Oireachtas Joint and Select Committees

Thursday, 21 November 2013

Public Accounts Committee

2012 Annual Report of the Comptroller and Auditor General and Appropriation Accounts
Chapter 15 - Staff Appointments in the National Gallery of Ireland
Vote 34 - National Gallery of Ireland

10:45 am

Mr. Seamus McCarthy:

The appropriation account for Vote 34 shows that the National Gallery spent €8.4 million in 2012 on voted services. The most significant element of expenditure was pay, which accounted for €5.2 million, while non-pay costs were €2.2 million. Grant-in-aid funding of just over €1 million was provided in 2012. This was paid into two grant-in-aid fund accounts. Transactions on the grant-in-aid fund accounts are set out in note 7 to the appropriation account. The National Gallery's gross expenditure fell by around €1 million between 2011 and 2012. Almost all of the reduction related to cut of 50% in the grant-in-aid provision under subhead A.3. Up to 2011, that grant-in-aid funding was allocated for the acquisition and conservation of artworks. Accumulated reserves of €3 million were held at the end of 2011 for those purposes. In 2012 the bulk of the €1 million grant was allocated to building refurbishment work. This change in scope of the subhead is in the context of the National Gallery's master development plan, which aims to complete the renovation of the two oldest wings by spring 2016.

Members may also wish to note that the statement on internal financial control in the introduction to the account discloses that the National Gallery undertook a review of its security procedures following an incident in June 2012 in which a visitor to the National Gallery caused substantial damage to a painting on public display.

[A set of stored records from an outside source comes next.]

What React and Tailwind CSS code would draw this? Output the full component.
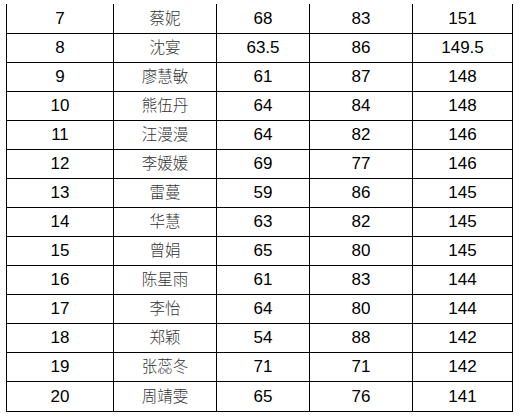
const rows = [
  ["7", "蔡妮", "68", "83", "151"],
  ["8", "沈宴", "63.5", "86", "149.5"],
  ["9", "廖慧敏", "61", "87", "148"],
  ["10", "熊伍丹", "64", "84", "148"],
  ["11", "汪漫漫", "64", "82", "146"],
  ["12", "李媛媛", "69", "77", "146"],
  ["13", "雷蔓", "59", "86", "145"],
  ["14", "华慧", "63", "82", "145"],
  ["15", "曾娟", "65", "80", "145"],
  ["16", "陈星雨", "61", "83", "144"],
  ["17", "李怡", "64", "80", "144"],
  ["18", "郑颖", "54", "88", "142"],
  ["19", "张蕊冬", "71", "71", "142"],
  ["20", "周靖雯", "65", "76", "141"],
];

export default function App() {
  return (
    <div className="w-[520px] h-[418px] bg-white overflow-hidden pt-[4px] pl-[6px]">
      <div
        className="w-[507px] border-l border-r border-b border-black text-black text-[17px]"
        style={{ fontFamily: '"Liberation Sans", Arial, "Noto Sans CJK SC", sans-serif' }}
      >
        {rows.map((r, i) => {
          const last = i === rows.length - 1;
          const h = i === 0 ? "h-[30px] border-b" : last ? "h-[29px]" : "h-[29px] border-b";
          return (
            <div key={i} className={`grid grid-cols-[107px_103px_93px_103px_99px] border-black ${h}`}>
              {r.map((c, j) => (
                <div
                  key={j}
                  className={`flex items-center justify-center border-black ${j < 4 ? "border-r" : ""} ${j === 1 ? "text-[#333] font-light text-[15.5px]" : ""}`}
                >
                  {c}
                </div>
              ))}
            </div>
          );
        })}
      </div>
    </div>
  );
}
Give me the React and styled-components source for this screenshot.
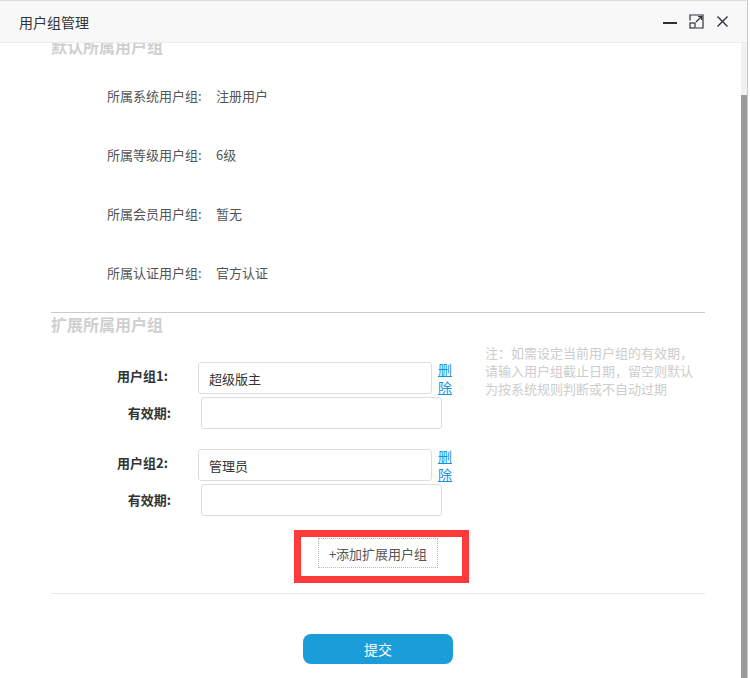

In examining the appropriation account, the committee should be aware that the National Gallery's income from retail and fundraising activities is not treated as appropriations in aid of the Vote. Those activities and the related expenditure are accounted for in consolidated financial statements which are prepared on an accruals basis. They are separately audited by me.

Following the 2010 audit, we proposed changes to improve the format of the consolidated statements. The National Gallery agreed and substantially revised the format of the consolidated statements for the 2011 year of account. The process of preparing and auditing the revised-format accounts has been protracted, but I expect the files on the audits of both the 2011 and 2012 financial statements to be submitted to me shortly for my review.

Chapter 15 of my report on the accounts for public services 2012 deals with two matters relating to staff appointments at the National Gallery. The chapter outlines the circumstances surrounding a payment made in 2012 to the newly appointed director of the National Gallery. The audit found that, in addition to salary, an amount of €40,000 was paid to the director. The Department of Public Expenditure and Reform had sanctioned the pay and conditions and specified that no additional benefits in cash or in kind were payable apart from reasonable vouched removal expenses. Of the €40,000 paid, supporting vouchers to the value of some €3,700 had been received by the National Gallery. For tax compliance purposes, the National Gallery grossed the unvouched element of the expenses payment to around €87,000 and paid the related tax.

The full amount of this expenditure was met from the National Gallery's non-Exchequer resources.

The other matter dealt with in the Chapter concerns the costs related to the outcome of a Labour Court case. During 2012, the National Gallery reinstated six security attendants who had been made redundant in September 2011. The attendants had originally been hired in 2002 on fixed-term contracts. Following legal proceedings by some of the attendants, the Labour Court found that they were entitled to contracts of indefinite duration. The National Gallery incurred expenditure in the region of €420,000 as a result, including arrears of salary for the 15-month period between redundancy and reinstatement. Further legal costs of approximately €7,500 were in dispute.

The legal provision underpinning contracts of indefinite duration is the Protection of Employees (Fixed-Term Work) Act 2003. That Act prohibits the use of successive fixed-term contracts and provides that an employee is entitled to a contract of indefinite duration once he or she has been on fixed-term contracts for more than four years, unless there is objective justification for keeping the employee on fixed-term contracts. Entitlement to contracts of indefinite duration is an issue that also arises in other public bodies, especially in the education sector.